EXERCISE GOAL: Locate each line of the material that contains "this", then return it.

RECORD EXTRACTS:

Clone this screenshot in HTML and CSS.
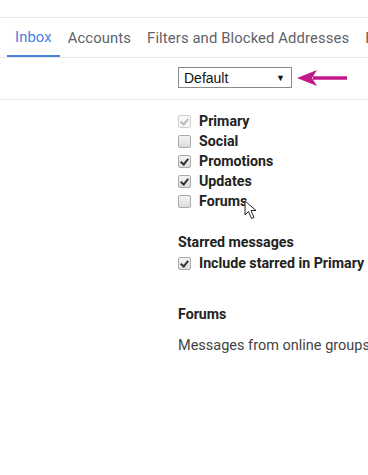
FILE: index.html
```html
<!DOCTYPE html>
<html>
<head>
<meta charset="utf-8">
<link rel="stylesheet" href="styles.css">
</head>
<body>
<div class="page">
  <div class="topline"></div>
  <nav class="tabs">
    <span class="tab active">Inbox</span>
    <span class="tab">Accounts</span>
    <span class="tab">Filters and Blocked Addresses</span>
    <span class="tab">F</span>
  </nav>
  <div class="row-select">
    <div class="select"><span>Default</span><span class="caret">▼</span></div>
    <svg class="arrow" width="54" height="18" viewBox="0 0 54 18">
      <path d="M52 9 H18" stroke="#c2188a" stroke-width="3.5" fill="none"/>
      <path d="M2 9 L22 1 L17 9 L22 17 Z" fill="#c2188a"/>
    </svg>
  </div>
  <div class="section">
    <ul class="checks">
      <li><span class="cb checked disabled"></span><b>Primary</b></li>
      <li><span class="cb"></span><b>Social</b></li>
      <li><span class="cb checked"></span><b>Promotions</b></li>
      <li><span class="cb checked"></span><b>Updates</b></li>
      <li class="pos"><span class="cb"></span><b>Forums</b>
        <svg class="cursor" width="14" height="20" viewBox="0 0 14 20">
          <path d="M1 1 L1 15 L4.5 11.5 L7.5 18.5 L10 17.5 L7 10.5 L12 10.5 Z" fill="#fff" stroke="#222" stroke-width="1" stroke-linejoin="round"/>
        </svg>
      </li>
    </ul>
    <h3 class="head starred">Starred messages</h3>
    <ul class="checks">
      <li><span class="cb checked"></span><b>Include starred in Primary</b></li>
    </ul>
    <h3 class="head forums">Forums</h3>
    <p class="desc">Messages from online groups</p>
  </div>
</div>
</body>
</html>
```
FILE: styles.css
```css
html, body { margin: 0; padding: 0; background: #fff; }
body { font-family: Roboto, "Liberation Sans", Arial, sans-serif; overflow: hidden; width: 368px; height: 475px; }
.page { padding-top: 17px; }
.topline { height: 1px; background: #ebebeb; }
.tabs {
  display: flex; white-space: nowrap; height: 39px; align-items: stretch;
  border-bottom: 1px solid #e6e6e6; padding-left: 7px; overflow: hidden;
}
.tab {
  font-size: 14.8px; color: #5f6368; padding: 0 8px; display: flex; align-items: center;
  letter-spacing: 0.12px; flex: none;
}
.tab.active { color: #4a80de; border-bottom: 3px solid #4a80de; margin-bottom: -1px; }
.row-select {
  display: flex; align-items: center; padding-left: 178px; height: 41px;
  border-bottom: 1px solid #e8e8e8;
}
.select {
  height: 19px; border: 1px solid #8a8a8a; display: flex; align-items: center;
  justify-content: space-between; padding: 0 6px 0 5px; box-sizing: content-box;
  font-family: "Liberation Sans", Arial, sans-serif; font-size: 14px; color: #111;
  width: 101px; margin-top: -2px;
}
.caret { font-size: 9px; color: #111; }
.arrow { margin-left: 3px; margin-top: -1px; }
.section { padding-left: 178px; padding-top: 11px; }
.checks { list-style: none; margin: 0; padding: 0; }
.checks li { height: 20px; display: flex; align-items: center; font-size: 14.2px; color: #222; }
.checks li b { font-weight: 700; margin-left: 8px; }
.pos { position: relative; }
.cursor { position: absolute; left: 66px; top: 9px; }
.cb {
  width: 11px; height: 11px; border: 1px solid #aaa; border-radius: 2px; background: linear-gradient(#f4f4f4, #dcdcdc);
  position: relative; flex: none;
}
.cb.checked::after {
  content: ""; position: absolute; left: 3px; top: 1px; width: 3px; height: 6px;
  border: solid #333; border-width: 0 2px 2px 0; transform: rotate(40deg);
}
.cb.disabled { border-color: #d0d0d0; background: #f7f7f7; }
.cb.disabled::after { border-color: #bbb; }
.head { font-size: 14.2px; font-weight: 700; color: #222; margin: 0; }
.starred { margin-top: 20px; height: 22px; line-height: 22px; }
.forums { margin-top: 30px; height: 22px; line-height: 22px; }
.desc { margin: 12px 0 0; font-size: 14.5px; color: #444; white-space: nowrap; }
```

==

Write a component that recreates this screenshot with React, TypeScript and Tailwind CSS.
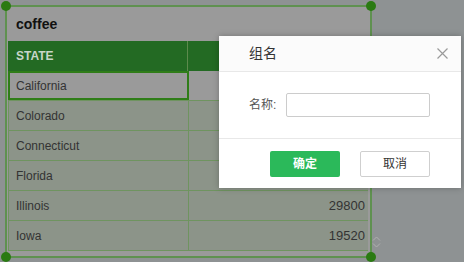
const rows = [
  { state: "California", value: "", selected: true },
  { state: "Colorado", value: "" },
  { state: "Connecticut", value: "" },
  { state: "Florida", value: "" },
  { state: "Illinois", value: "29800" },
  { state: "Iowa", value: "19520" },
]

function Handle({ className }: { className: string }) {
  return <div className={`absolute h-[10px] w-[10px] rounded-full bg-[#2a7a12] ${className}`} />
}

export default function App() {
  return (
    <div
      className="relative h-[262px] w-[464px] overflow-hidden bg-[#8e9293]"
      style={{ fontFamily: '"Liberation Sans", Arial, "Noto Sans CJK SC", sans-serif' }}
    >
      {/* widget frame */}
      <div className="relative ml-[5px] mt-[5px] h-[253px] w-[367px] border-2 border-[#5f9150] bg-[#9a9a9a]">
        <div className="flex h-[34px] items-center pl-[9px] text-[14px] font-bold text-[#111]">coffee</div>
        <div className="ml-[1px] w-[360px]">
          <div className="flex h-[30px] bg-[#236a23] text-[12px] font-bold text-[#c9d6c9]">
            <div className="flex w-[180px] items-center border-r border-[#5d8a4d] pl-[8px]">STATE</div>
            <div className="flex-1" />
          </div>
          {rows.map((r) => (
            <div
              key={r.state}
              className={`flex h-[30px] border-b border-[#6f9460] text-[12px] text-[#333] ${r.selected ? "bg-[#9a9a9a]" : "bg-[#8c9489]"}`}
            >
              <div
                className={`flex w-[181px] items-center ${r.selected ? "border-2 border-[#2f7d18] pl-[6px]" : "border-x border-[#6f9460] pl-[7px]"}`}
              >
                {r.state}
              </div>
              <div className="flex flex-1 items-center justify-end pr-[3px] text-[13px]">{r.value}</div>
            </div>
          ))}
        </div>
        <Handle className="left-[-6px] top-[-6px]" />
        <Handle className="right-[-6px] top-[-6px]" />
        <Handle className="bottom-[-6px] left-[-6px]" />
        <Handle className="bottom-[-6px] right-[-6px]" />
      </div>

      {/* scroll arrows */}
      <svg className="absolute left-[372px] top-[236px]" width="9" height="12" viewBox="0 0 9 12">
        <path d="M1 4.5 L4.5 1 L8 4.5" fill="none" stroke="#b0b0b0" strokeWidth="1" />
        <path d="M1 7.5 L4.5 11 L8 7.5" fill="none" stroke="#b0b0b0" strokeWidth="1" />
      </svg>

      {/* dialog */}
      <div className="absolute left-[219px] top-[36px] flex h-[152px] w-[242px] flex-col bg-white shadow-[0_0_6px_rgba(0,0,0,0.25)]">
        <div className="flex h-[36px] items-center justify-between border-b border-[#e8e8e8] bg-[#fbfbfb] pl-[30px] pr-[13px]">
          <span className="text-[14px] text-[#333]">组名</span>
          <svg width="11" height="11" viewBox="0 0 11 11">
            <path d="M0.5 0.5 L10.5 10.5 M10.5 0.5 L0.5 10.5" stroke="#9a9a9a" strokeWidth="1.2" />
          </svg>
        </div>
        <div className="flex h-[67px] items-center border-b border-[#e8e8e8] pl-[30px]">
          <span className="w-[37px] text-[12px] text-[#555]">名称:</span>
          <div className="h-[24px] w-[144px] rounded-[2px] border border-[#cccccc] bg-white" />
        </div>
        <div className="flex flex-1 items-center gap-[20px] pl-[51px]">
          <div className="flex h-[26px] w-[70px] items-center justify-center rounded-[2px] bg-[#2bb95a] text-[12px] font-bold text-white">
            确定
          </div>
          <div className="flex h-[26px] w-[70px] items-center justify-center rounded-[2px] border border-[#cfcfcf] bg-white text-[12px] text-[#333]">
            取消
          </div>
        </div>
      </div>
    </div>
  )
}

FINISHED EXERCISE:
Clone this screenshot in HTML and CSS.
Write a component that recreates this screenshot with React, TypeScript and Tailwind CSS.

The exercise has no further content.